Eine neue RAF wird das Bundeskriminalamt (BKA) wohl nicht herbeireden. Auch wenn die Beamten wegen des Verdachts auf Bildung einer terroristischen Vereinigung ermitteln, dürften sie wissen, dass es einen großen Unterschied zwischen der "militanten gruppe" (mg) und dem bewaffneten Kampf der siebziger Jahre gibt. Denn so militant und klandestin sich die mg gibt - Menschenleben hat sie bislang nicht gefährdet.

Zum ersten Mal trat sie im Juni 2001 in Erscheinung, als sie Otto Graf Lambsdorff, dem damaligen Beauftragten der Bundesregierung für die Entschädigung der Zwangsarbeiter, scharfe Munition schickte. Die Entschädigungszahlungen für die Zwangsarbeiter seien zu gering gewesen, kritisierte die Gruppe.

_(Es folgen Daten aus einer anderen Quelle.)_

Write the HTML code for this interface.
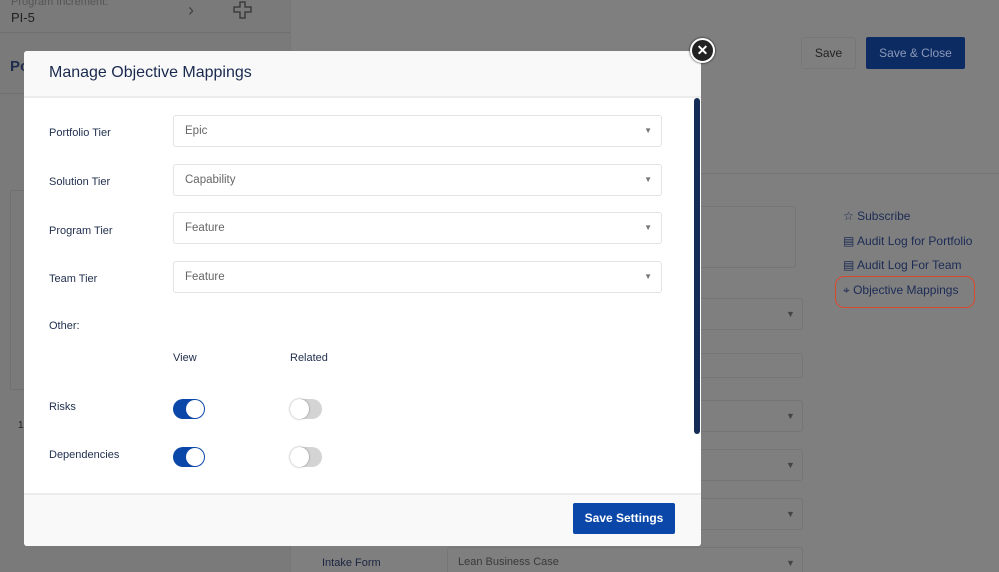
<!DOCTYPE html>
<html style="background:#7f7f7f"><head><style>
*{box-sizing:border-box;margin:0;padding:0}
html,body{width:999px;height:572px;overflow:hidden;background:#7f7f7f}
body{font-family:"Liberation Sans",sans-serif;position:relative}
.a{position:absolute}
.bx{position:absolute;border:1px solid #757575;border-radius:3px}
.tri{position:absolute;font-size:9px;color:#444}
.lbl{position:absolute;left:25px;font-size:11px;color:#1f2d4d}
.sel{position:absolute;left:149px;width:489px;height:32px;border:1px solid #e3e3e3;border-radius:3px;background:#fff;font-size:11.5px;color:#666;padding:9px 11px}
.sel:after{content:"▼";position:absolute;right:9px;top:10px;font-size:8px;color:#777}
.tg{position:absolute;width:32px;height:20px;border-radius:10px}
.on{background:#0a47a9}
.on:after{content:"";position:absolute;right:1px;top:1px;width:18px;height:18px;border-radius:50%;background:#fff}
.off{background:#d4d4d4}
.off:after{content:"";position:absolute;left:0;top:0;width:19px;height:20px;border-radius:50%;background:#fff;box-shadow:0 0 2px rgba(0,0,0,.4)}
</style></head><body>
<svg class="a" style="left:0;top:0" width="999" height="572"><rect width="999" height="572" fill="#7f7f7f"/><rect width="290" height="572" fill="#7a7a7a"/></svg>
<div class="a" style="left:0;top:32px;width:290px;height:1px;background:#707070"></div>
<div class="a" style="left:11px;top:-4px;font-size:11px;color:#555">Program Increment:</div>
<div class="a" style="left:11px;top:10px;font-size:13px;color:#222">PI-5</div>
<div class="a" style="left:188px;top:0;font-size:18px;color:#444">&#8250;</div>
<svg class="a" style="left:233px;top:1px" width="20" height="18"><path d="M7 1h5v5h6v5h-6v6H7v-6H1V6h6z" fill="none" stroke="#333" stroke-width="1.3"/></svg>
<div class="a" style="left:10px;top:58px;font-size:15px;font-weight:bold;color:#1f2d4d">Po</div>
<div class="a" style="left:0;top:93px;width:290px;height:1px;background:#707070"></div>
<div class="a" style="left:10px;top:190px;width:20px;height:200px;border:1px solid #707070;border-right:none"></div>
<div class="a" style="left:18px;top:420px;font-size:10px;color:#222">1</div>
<div class="a" style="left:290px;top:0;width:1px;height:572px;background:#777"></div>
<div class="bx" style="left:801px;top:37px;width:55px;height:32px;font-size:12px;color:#222;text-align:center;line-height:30px;border-color:#777">Save</div>
<div class="a" style="left:866px;top:37px;width:99px;height:32px;background:#0d2b63;border-radius:2px;font-size:12px;color:#8b9ab8;text-align:center;line-height:32px">Save &amp; Close</div>
<div class="a" style="left:700px;top:173px;width:299px;height:1px;background:#757575"></div>
<div class="bx" style="left:690px;top:206px;width:106px;height:62px"></div>
<div class="bx" style="left:690px;top:298px;width:113px;height:32px"></div><div class="tri" style="left:786px;top:309px">▼</div>
<div class="bx" style="left:690px;top:353px;width:113px;height:25px"></div>
<div class="bx" style="left:690px;top:400px;width:113px;height:32px"></div><div class="tri" style="left:786px;top:411px">▼</div>
<div class="bx" style="left:690px;top:449px;width:113px;height:32px"></div><div class="tri" style="left:786px;top:460px">▼</div>
<div class="bx" style="left:690px;top:498px;width:113px;height:32px"></div><div class="tri" style="left:786px;top:509px">▼</div>
<div class="bx" style="left:447px;top:547px;width:356px;height:32px"></div><div class="tri" style="left:786px;top:558px">▼</div>
<div class="a" style="left:322px;top:557px;font-size:11px;color:#1a2440">Intake Form</div>
<div class="a" style="left:458px;top:556px;font-size:11px;color:#3a3a3a">Lean Business Case</div>
<div class="a" style="left:843px;top:204px;font-size:12px;color:#1c2b55;line-height:24.5px">
<div>☆ Subscribe</div><div>▤ Audit Log for Portfolio</div><div>▤ Audit Log For Team</div><div>⌖ Objective Mappings</div></div>
<div class="a" style="left:835px;top:276px;width:140px;height:32px;border:1px solid #d84a2e;border-radius:9px"></div>

<div class="a" style="left:24px;top:51px;width:677px;height:495px;background:#fff;border-radius:3px;overflow:hidden">
 <div class="a" style="left:0;top:0;width:677px;height:47px;background:#f9f9f9;border-bottom:2px solid #ececec"></div>
 <div class="a" style="left:25px;top:13px;font-size:16px;color:#1a2a4e">Manage Objective Mappings</div>
 <div class="lbl" style="top:76px">Portfolio Tier</div><div class="sel" style="top:64px">Epic</div>
 <div class="lbl" style="top:125px">Solution Tier</div><div class="sel" style="top:113px">Capability</div>
 <div class="lbl" style="top:174px">Program Tier</div><div class="sel" style="top:161px">Feature</div>
 <div class="lbl" style="top:222px">Team Tier</div><div class="sel" style="top:210px">Feature</div>
 <div class="lbl" style="top:269px">Other:</div>
 <div class="lbl" style="left:149px;top:301px">View</div>
 <div class="lbl" style="left:266px;top:301px">Related</div>
 <div class="lbl" style="top:350px">Risks</div>
 <div class="tg on" style="left:149px;top:348px"></div><div class="tg off" style="left:266px;top:348px"></div>
 <div class="lbl" style="top:398px">Dependencies</div>
 <div class="tg on" style="left:149px;top:396px"></div><div class="tg off" style="left:266px;top:396px"></div>
 <div class="a" style="left:670px;top:47px;width:6px;height:336px;background:#152c57;border-radius:3px"></div>
 <div class="a" style="left:0;top:442px;width:677px;height:53px;background:#f9f9f9;border-top:2px solid #ececec"></div>
 <div class="a" style="left:549px;top:452px;width:102px;height:31px;background:#0a47a9;border-radius:2px;color:#fff;font-size:12px;font-weight:bold;text-align:center;line-height:31px">Save Settings</div>
</div>
<div class="a" style="left:690px;top:38px;width:25px;height:25px;border-radius:50%;background:#222;border:2px solid #fff;box-shadow:0 0 2px #000;color:#fff;font-size:14px;font-weight:bold;text-align:center;line-height:21px">✕</div>
</body></html>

Seither hat sie sich zu mindestens zwölf Brandanschlägen vor allem im Raum Berlin und Brandenburg bekannt, etwa zwanzig dürfte sie insgesamt zu verantworten haben. Ihre Themen deckten sich mit den jeweils aktuellen Auseinandersetzungen der linksradikalen Szene. Wenn diese gegen Hartz IV protestierte, brannten Autos vom Sozialamt. Dauerbrenner bei der mg sind Fahrzeuge der Bundespolizei - mal wegen deren Rolle bei Abschiebungen von Flüchtlingen, mal wegen Razzien bei G-8-Gegnern. Anders als das BKA vermutet, war Stadtumstrukturierung für sie ein untergeordnetes Thema.

Für die meisten der Brandanschläge der jüngsten Zeit fühlt sich die Gruppe auch gar nicht verantwortlich. Im Juni kritisierte sie in der Autonomen-Zeitschrift Interim den Aufruf einer "Autonomen Gruppe Berlin" zum "langgezogenen Volxsport-Wettbewerb zum G-8-Gipfel" als "entpolitisierte Karikatur einer militanten Kampagne". Zudem habe es sich bei den in letzter Zeit in Berlin abgefackelten vermeintllichen "Nobelkarossen" zumeist um Klein- und Mittelklassewagen gehandelt. Solche Aktionen aber diskreditierten Militanz.

In der linken Szene spielten die Aktionen der mg kaum eine Rolle. Darüber diskutiert wurde nur, wenn Einzelne aus der Szene die Anschläge kritisiert hatten. Dann jedoch wurde nicht die mg, sondern ihre Kritiker wurden zum Gegenstand der Kritik. Ihrem Duktus nach entstammt die Gruppe der autonomen Szene der Achtzigerjahre. Ihre Bekennerschreiben strotzen vor verschwörungstheoretischen Floskeln. Und die Druckqualität ihrer Texte lässt arg zu wünschen übrig.